I was knelt down in the driveway swapping lenses on my camera when one of the more obnoxious neighbor girls came skidding up on her bike throwing pebbles all over our driveway.

“Oh hi,” I said shielding my camera with my body, “I see you noticed my daughters were running a snow-cone stand today. No doubt you are here to beg for samples again?”

She snorted. “I probably don’t even want one,” but she was already picking up the colored bottles of syrup and shaking them in the air as Clara protested and pulled them out of her dirty hands. The neighbor mouse finally gave up and looked back down at me. “Oh, what’s that?” She pointed.

I sighed and held up the two pieces I had just separated. “This side is a camera, and this long piece here is the lens that attaches onto the end. I’m just swapping my lens out with this other one I have in my bag here.”

She peered into my camera bag, and I had to shoo her away when she started poking at things with her finger.

“Well,” she said finally. “I know those kinds of cameras already.”

“Oh, you do?” I squinted up at her, haloed by the sun, and I suddenly felt a pang of regret for giving up on her so quickly. Maybe her dad was interested in photography? Maybe I could have a neighbor that shared my hobby? We could talk cameras someday and swap lenses, share studio props. “Do you know someone that uses a camera like this?” I asked excitedly.

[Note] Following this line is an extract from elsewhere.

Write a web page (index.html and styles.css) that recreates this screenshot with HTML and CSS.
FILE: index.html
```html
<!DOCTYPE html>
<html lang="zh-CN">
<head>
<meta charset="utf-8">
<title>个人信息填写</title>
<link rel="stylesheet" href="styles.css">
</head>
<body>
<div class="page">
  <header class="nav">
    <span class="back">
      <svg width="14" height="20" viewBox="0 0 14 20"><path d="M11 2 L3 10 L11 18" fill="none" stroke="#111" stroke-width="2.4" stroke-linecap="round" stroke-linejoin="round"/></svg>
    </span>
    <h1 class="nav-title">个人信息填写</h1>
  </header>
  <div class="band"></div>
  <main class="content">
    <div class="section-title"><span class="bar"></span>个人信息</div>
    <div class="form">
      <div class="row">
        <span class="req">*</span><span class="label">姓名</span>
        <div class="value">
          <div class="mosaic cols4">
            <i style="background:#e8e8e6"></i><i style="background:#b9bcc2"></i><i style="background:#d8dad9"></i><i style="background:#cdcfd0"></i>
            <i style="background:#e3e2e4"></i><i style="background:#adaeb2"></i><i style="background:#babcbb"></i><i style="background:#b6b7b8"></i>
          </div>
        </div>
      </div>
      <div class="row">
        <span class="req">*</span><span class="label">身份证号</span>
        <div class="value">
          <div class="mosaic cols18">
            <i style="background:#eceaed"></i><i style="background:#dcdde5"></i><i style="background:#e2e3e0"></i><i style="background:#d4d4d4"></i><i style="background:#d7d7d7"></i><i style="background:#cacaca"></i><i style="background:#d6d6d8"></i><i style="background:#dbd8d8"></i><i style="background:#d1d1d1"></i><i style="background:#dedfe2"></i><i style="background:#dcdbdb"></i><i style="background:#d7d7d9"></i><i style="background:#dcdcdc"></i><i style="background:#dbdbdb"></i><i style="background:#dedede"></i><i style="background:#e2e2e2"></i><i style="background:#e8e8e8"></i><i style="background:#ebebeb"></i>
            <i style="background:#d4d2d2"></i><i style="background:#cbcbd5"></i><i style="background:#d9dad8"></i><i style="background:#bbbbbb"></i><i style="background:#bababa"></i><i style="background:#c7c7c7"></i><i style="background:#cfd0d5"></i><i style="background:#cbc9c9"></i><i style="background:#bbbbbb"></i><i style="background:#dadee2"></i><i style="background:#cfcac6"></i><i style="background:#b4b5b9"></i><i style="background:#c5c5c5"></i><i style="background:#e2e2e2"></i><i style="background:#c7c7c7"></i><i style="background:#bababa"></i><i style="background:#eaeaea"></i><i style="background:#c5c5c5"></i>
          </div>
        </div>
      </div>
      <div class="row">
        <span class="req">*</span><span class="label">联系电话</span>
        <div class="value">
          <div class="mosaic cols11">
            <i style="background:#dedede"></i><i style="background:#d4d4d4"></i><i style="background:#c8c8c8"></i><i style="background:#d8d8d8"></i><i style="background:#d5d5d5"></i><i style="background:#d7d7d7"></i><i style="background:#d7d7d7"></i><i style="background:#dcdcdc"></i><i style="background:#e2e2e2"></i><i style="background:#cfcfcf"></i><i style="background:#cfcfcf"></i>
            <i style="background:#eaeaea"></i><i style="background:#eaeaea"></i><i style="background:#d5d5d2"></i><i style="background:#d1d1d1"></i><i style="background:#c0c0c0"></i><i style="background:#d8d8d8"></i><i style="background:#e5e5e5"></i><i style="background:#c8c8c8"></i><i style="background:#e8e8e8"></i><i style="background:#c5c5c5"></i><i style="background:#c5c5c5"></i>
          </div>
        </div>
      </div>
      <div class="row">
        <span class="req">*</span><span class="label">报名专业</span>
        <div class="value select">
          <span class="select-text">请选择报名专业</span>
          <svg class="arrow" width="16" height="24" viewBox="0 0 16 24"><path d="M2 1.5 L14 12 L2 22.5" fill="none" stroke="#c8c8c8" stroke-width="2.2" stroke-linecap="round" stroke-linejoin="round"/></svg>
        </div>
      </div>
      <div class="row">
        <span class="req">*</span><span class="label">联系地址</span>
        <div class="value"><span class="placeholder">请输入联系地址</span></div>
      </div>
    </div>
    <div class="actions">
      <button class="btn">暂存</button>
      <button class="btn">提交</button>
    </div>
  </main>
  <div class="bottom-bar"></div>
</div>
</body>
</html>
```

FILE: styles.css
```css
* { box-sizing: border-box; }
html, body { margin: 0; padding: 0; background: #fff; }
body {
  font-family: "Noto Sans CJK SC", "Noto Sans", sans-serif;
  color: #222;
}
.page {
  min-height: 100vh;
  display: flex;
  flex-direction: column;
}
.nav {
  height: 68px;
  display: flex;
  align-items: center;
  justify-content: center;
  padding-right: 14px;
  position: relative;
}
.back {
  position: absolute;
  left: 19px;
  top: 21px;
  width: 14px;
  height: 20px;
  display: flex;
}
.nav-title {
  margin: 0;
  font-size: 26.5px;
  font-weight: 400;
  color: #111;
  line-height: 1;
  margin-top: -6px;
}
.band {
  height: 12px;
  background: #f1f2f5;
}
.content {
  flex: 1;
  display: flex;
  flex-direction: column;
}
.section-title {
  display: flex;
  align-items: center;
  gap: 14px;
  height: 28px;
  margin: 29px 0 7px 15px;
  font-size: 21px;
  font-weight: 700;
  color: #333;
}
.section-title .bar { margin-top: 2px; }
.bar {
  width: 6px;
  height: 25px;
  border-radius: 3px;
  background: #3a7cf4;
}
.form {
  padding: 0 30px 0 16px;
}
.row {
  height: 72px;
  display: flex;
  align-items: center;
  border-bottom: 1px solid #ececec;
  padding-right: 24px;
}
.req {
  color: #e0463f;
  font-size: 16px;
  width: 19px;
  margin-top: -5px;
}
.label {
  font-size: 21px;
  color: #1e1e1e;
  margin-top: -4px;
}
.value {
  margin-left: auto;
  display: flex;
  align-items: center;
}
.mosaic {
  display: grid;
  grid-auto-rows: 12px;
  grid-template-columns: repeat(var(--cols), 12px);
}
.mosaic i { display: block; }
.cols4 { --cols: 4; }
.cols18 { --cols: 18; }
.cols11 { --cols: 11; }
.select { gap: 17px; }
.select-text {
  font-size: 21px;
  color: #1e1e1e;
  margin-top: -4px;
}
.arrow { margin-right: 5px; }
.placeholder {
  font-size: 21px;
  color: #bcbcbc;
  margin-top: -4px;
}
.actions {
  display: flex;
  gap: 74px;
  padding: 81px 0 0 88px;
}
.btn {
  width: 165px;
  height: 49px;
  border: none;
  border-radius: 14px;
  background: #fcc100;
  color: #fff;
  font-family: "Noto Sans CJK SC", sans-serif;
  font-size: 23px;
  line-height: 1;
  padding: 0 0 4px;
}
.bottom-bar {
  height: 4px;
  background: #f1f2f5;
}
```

She recoiled in shock for a moment, a hand on her chest as if she were completely aghast at the thought. “No!” she said. “I saw that camera before, but when I saw it, it was in a Museum!”

We stared at each other for a moment. The hot noon sun beating down on us. A smirk was growing in the corner of her mouth, but it was a worried smirk. Without breaking eye contact, I twisted my new lens into place with a click, and she flinched. “Maybe it’s time for little girls to run along home now,” I suggested.

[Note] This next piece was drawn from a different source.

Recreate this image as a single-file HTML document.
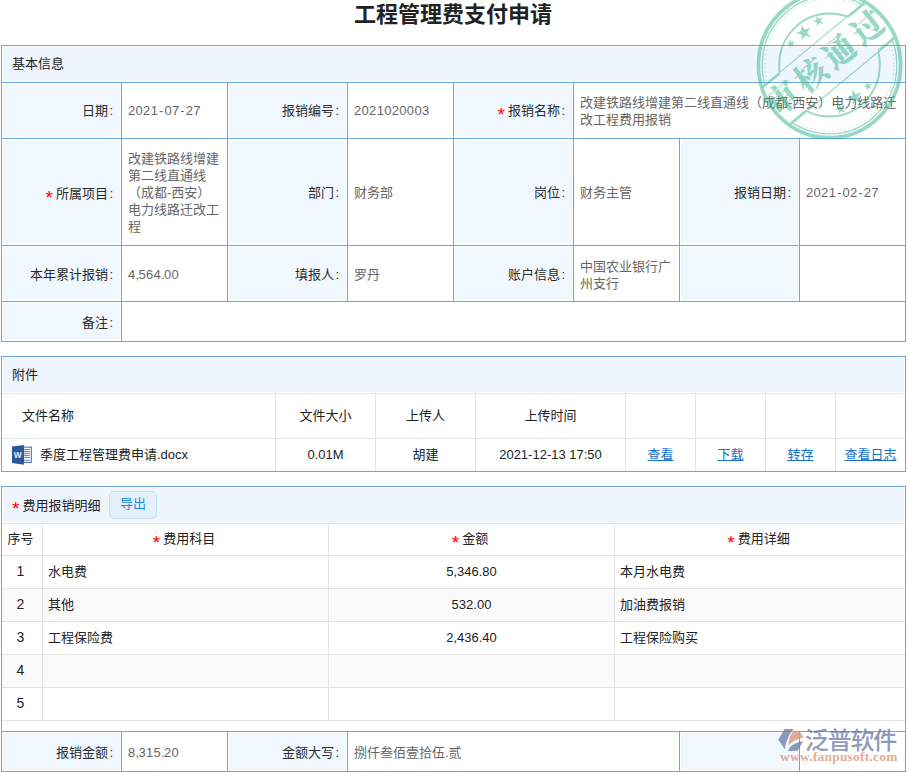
<!DOCTYPE html>
<html lang="zh-CN">
<head>
<meta charset="utf-8">
<title>工程管理费支付申请</title>
<style>
*{box-sizing:border-box;}
html,body{margin:0;padding:0;background:#fff;}
body{width:908px;height:773px;position:relative;overflow:hidden;font-family:"Liberation Sans","Noto Sans CJK SC",sans-serif;font-size:13px;color:#333;}
h1{position:absolute;left:-1px;top:0;width:908px;margin:0;text-align:center;font-size:22px;line-height:30px;font-weight:bold;color:#222;}
table{border-collapse:collapse;table-layout:fixed;position:absolute;left:1px;width:904px;}
td,th{padding:0;font-weight:normal;overflow:hidden;line-height:17px;}
.form td{border:1px solid #6fa7dd;vertical-align:middle;line-height:17px;}
.form td.l{background:#f0f7ff;text-align:right;padding-right:8px;color:#2b2b2b;}
.form td.v{background:#fff;color:#666;padding-left:6px;padding-right:4px;text-align:left;}
.form td.hd{background:#eff5ff;text-align:left;padding-left:10px;color:#222;padding-bottom:2px;}
.form tr.d td{padding-top:2px;}
.form td.d{padding-top:2px;}
td.l,td.hd{box-shadow:inset 0 0 0 1px #fff;}
td.w{white-space:nowrap;}
.red{color:#f00;font-size:19px;line-height:0;position:relative;top:6px;margin-right:3px;}
i{font-style:normal;display:inline-block;width:5px;text-align:right;}
#t1{top:45px;}
#t2{top:356px;}
#t2 td{border:1px solid #e4e4e4;text-align:center;color:#222;padding-bottom:2px;}
#t2{border:1px solid #6fa7dd;}
#t2 td.hd{background:#eff5ff;text-align:left;padding-left:10px;border-color:#e4e4e4;}
#t2 a{color:#1570cc;text-decoration:underline;}
#t3{top:486px;border:1px solid #6fa7dd;}
#t3 td{border:1px solid #e4e4e4;color:#222;padding-bottom:2px;}
#t3 td.hd{background:#eff5ff;text-align:left;padding-left:10px;padding-bottom:0;}
#t3 td.c{text-align:center;}
#t3 td.h{text-align:center;padding-right:3px;}
#t3 td.c:first-child{padding-right:3px;}
#t3 td.sn{font-size:14px;padding-right:2px;}
#t3 td.tl{text-align:left;padding-left:5px;}
#t3 tr.alt td{background:#fafafa;}
#t4{top:731px;}
#t2 tr:first-child td,#t3 tr:first-child td{border-top-color:#6fa7dd;}
#t2 tr:last-child td{border-bottom-color:#6fa7dd;}
#t2 td:first-child,#t3 td:first-child{border-left-color:#6fa7dd;}
#t2 td:last-child,#t3 td:last-child{border-right-color:#6fa7dd;}
.n{letter-spacing:0.32px;}
.n u{text-decoration:none;margin:0 0.8px;}
.n s{text-decoration:none;letter-spacing:-0.7px;}
.fr{position:absolute;left:1px;width:905px;border:1px solid #6fa7dd;}
.lb{position:relative;top:2px;}
.lb .red{top:5px;}
.btn{display:inline-block;width:48px;height:28px;line-height:24px;border:1px solid #c9dff3;border-radius:5px;background:#e3f0fc;color:#1b8be0;text-align:center;margin-left:8.6px;vertical-align:middle;}
</style>
</head>
<body>
<h1>工程管理费支付申请</h1>

<table id="t1" class="form">
<colgroup><col style="width:120px"><col style="width:106px"><col style="width:120px"><col style="width:106px"><col style="width:120px"><col style="width:106px"><col style="width:120px"><col style="width:106px"></colgroup>
<tr style="height:37px"><td class="hd" colspan="8">基本信息</td></tr>
<tr style="height:56px"><td class="l">日期<i>:</i></td><td class="v n">2021<u>-</u>07<u>-</u>27</td><td class="l">报销编号<i>:</i></td><td class="v n">2021020003</td><td class="l"><span class="red">*</span>报销名称<i>:</i></td><td class="v w" colspan="3">改建铁路线增建第二线直通线（成都-西安）电力线路迁<br>改工程费用报销</td></tr>
<tr style="height:107px"><td class="l d"><span class="red">*</span>所属项目<i>:</i></td><td class="v w">改建铁路线增建<br>第二线直通线<br>（成都-西安）<br>电力线路迁改工<br>程</td><td class="l">部门<i>:</i></td><td class="v">财务部</td><td class="l">岗位<i>:</i></td><td class="v">财务主管</td><td class="l">报销日期<i>:</i></td><td class="v n">2021<u>-</u>02<u>-</u>27</td></tr>
<tr class="d" style="height:56px"><td class="l">本年累计报销<i>:</i></td><td class="v n">4<s>,</s>564<s>.</s>00</td><td class="l">填报人<i>:</i></td><td class="v">罗丹</td><td class="l">账户信息<i>:</i></td><td class="v w">中国农业银行广<br>州支行</td><td class="l"></td><td class="v"></td></tr>
<tr class="d" style="height:40px"><td class="l">备注<i>:</i></td><td class="v" colspan="7"></td></tr>
</table>

<table id="t2">
<colgroup><col style="width:274px"><col style="width:100px"><col style="width:100px"><col style="width:150px"><col style="width:70px"><col style="width:70px"><col style="width:70px"><col style="width:70px"></colgroup>
<tr style="height:37px"><td class="hd" colspan="8">附件</td></tr>
<tr style="height:45px"><td style="text-align:left;padding-left:20px">文件名称</td><td>文件大小</td><td>上传人</td><td>上传时间</td><td></td><td></td><td></td><td></td></tr>
<tr style="height:33px"><td style="text-align:left;padding-left:38px">季度工程管理费申请.docx</td><td>0.01M</td><td>胡建</td><td>2021-12-13 17:50</td><td><a>查看</a></td><td><a>下载</a></td><td><a>转存</a></td><td><a>查看日志</a></td></tr>
</table>

<table id="t3">
<colgroup><col style="width:41px"><col style="width:286px"><col style="width:286px"><col style="width:291px"></colgroup>
<tr style="height:37px"><td class="hd" colspan="4"><span class="lb"><span class="red">*</span>费用报销明细</span><span class="btn">导出</span></td></tr>
<tr style="height:32px"><td class="c">序号</td><td class="h"><span class="red">*</span>费用科目</td><td class="h"><span class="red">*</span>金额</td><td class="h"><span class="red">*</span>费用详细</td></tr>
<tr style="height:33px"><td class="c sn">1</td><td class="tl">水电费</td><td class="c">5,346.80</td><td class="tl">本月水电费</td></tr>
<tr style="height:33px" class="alt"><td class="c sn">2</td><td class="tl">其他</td><td class="c">532.00</td><td class="tl">加油费报销</td></tr>
<tr style="height:33px"><td class="c sn">3</td><td class="tl">工程保险费</td><td class="c">2,436.40</td><td class="tl">工程保险购买</td></tr>
<tr style="height:33px" class="alt"><td class="c sn">4</td><td></td><td></td><td></td></tr>
<tr style="height:33px"><td class="c sn">5</td><td></td><td></td><td></td></tr>
<tr style="height:11px"><td colspan="4" style="border:none"></td></tr>
</table>

<table id="t4" class="form">
<colgroup><col style="width:120px"><col style="width:106px"><col style="width:120px"><col style="width:106px"><col style="width:120px"><col style="width:106px"><col style="width:120px"><col style="width:106px"></colgroup>
<tr class="d" style="height:40px"><td class="l">报销金额<i>:</i></td><td class="v n">8<s>,</s>315<s>.</s>20</td><td class="l">金额大写<i>:</i></td><td class="v" colspan="3">捌仟叁佰壹拾伍.贰</td><td class="l"></td><td class="v"></td></tr>
</table>

<div class="fr" style="top:356px;height:116px"></div>
<div class="fr" style="top:486px;height:246px"></div>
<svg id="wicon" width="20" height="20" viewBox="0 0 20 20" style="position:absolute;left:12px;top:445px">
<rect x="11.5" y="2.1" width="7.8" height="15.3" fill="#fff" stroke="#3d66a8" stroke-width="1"/>
<path d="M12,4.5H17.8M12,6.5H17.8M12,8.4H17.8M12,10.4H17.8M12,12.4H17.8M12,15.3H17.8" stroke="#5a7fba" stroke-width="1"/>
<polygon points="0,1.6 11.8,0.1 11.8,19.7 0,17.9" fill="#2b579a"/>
<text x="5.7" y="12.6" text-anchor="middle" font-family="'Liberation Sans',sans-serif" font-weight="bold" font-size="8.4" fill="#e9eef7">W</text>
</svg>
<svg id="logo" width="130" height="45" viewBox="775 725 130 45" style="position:absolute;left:775px;top:725px;opacity:0.78">
<path d="M778.3,739.8L784.6,728.9H793.8C789.5,733 786,741 784.8,749.3Z" fill="#6f80a8"/>
<path d="M788.6,745.3C788.8,738 791,733 794.2,730.9C798.5,729.6 802,733 803.1,737.9C797,738.5 792,741.5 788.6,745.3Z" fill="#dc9677"/>
<path d="M787.9,751.1C789.5,746.5 794,742.5 803.1,741.2L797.8,750.8Z" fill="#6f80a8"/>
<text x="804.8" y="749.3" font-family="'Liberation Sans','Noto Sans CJK SC',sans-serif" font-size="24" font-weight="500" textLength="92.5" lengthAdjust="spacing" fill="#6f80a8">泛普软件</text>
<text x="780" y="760.7" font-family="'Liberation Serif',serif" font-weight="bold" font-size="13.5" textLength="117.5" lengthAdjust="spacing" fill="#dc9677">www.fanpusoft.com</text>
</svg>
<svg id="stamp" width="170" height="160" viewBox="0 0 170 160" style="position:absolute;left:745px;top:0;overflow:hidden;opacity:0.5">
<defs><clipPath id="cp"><path clip-rule="evenodd" d="M-200,-200H200V200H-200Z M-120,-26H120V21H-120Z" transform="rotate(-39)"/></clipPath>
<clipPath id="cq"><path clip-rule="evenodd" d="M-200,-200H200V200H-200Z M51,0A51,51 0 1,0 -51,0A51,51 0 1,0 51,0Z"/></clipPath>
<clipPath id="cr"><circle r="72"/></clipPath></defs>
<g transform="translate(84.5,65.0) scale(0.987,1.01)">
<g fill="none" stroke="#35b48a">
<circle r="72" stroke-width="3.7"/>
<g clip-path="url(#cp)">
<circle r="68.2" stroke-width="1.3"/>
<circle r="65.5" stroke-width="1.2" stroke-dasharray="1.2 3.1" stroke-opacity="0.7"/>
<circle r="51" stroke-width="1.9"/>
</g>
<g clip-path="url(#cr)">
<path d="M-79,-26H79M-79,21H79" stroke-width="1.1" transform="rotate(-39)"/>
<g clip-path="url(#cq)"><path d="M-79,-25.4H79M-79,20.4H79" stroke-width="2.6" transform="rotate(-39)"/></g>
</g>
</g>
<g fill="#35b48a"><polygon points="-40.5,-25.2 -38.5,-22.7 -35.5,-23.8 -37.2,-21.1 -35.3,-18.5 -38.4,-19.3 -40.2,-16.7 -40.4,-19.9 -43.5,-20.8 -40.5,-22.0"/><polygon points="37.5,16.8 39.5,19.3 42.5,18.2 40.8,20.9 42.7,23.5 39.6,22.7 37.8,25.3 37.6,22.1 34.5,21.2 37.5,20.0"/><polygon points="-28.5,-39.5 -24.9,-35.1 -19.5,-36.9 -22.6,-32.1 -19.2,-27.5 -24.7,-29.0 -28.0,-24.3 -28.3,-30.0 -33.8,-31.7 -28.5,-33.8"/><polygon points="23.1,24.5 26.7,28.9 32.1,27.1 29.0,31.9 32.4,36.5 26.9,35.0 23.6,39.7 23.3,34.0 17.8,32.3 23.1,30.2"/><polygon points="-13.2,-48.8 -10.7,-45.7 -7.0,-47.0 -9.1,-43.7 -6.7,-40.5 -10.5,-41.5 -12.8,-38.3 -13.0,-42.2 -16.8,-43.4 -13.1,-44.8"/><polygon points="9.4,38.4 11.9,41.5 15.6,40.2 13.5,43.5 15.9,46.7 12.1,45.7 9.8,48.9 9.6,45.0 5.8,43.8 9.5,42.4"/>
<text transform="rotate(-39)" x="0" y="7.5" text-anchor="middle" font-family="'Liberation Serif','Noto Serif CJK SC',serif" font-weight="900" font-size="32.5" letter-spacing="4.6">审核通过</text>
</g>
</g>
</svg>
</body>
</html>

As she rode away I contemplated life. My youthful self-image. My cool dad t-shirts and cool dad camera slung across my cool dad chest like a cool dad battle ax. Was I nothing more than a museum piece now? An ancient mummy shaking my ragged arms at cocky young explorers that come to disturb my tomb? Well, I thought to myself. Just as long as they leave me alone, I’m happy.

As she peddled away I added, “Hey, and get off my lawn!”